Physics is complex, use is trivial
The voltages and currents needed to initiate the discharge and subsequent glow depend on various factors such as ambient temperature, specific gas mix, and even ambient lighting. When a starting voltage (“initiation” or “striking”) is applied, typically 55-110 volts AC or 90-140 volts DC, the gas ionizes and starts to glow, thus permitting a very small current to travel from one electrode to the other.
Once the bulb initiates the discharge as the gas ionizes, the maintaining (sustaining) operating voltage will drop to about 10 to 20 volts below the initial striking voltage. It’s called a “negative resistance” characteristic and leads to some interesting non-indicator applications.
The lamp will stay on until the voltage drops to below 50 V. The leakage current through a small neon lamp, when off, is very low, on the order of a few hundred microamps. The operating current after the lamp initiates the glow is also low for a small size bulb, on the order of several milliamps.
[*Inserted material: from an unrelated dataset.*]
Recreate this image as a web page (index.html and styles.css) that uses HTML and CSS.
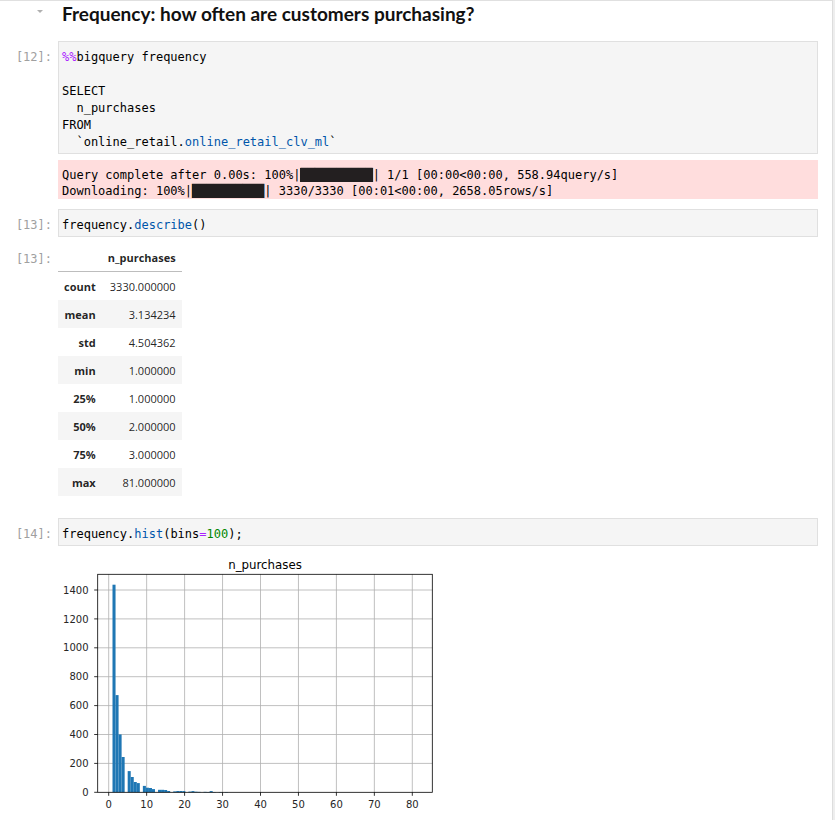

Physicists have studied the neon-discharge action in detail for over one-hundred years and have identified each of the phase transitions and associated reason for it (Figure 6).
The striking voltage is affected by the specific gas mixture and pressure in the lamp. Usually, the gas is a Penning mixture (named after Frans Michel Penning), which is 99% to 99.5% neon and 0.5% to 1.0% argon at a pressure of 1–20 torrs (0.13–2.67 kPa); this mixture has lower striking voltage than pure neon.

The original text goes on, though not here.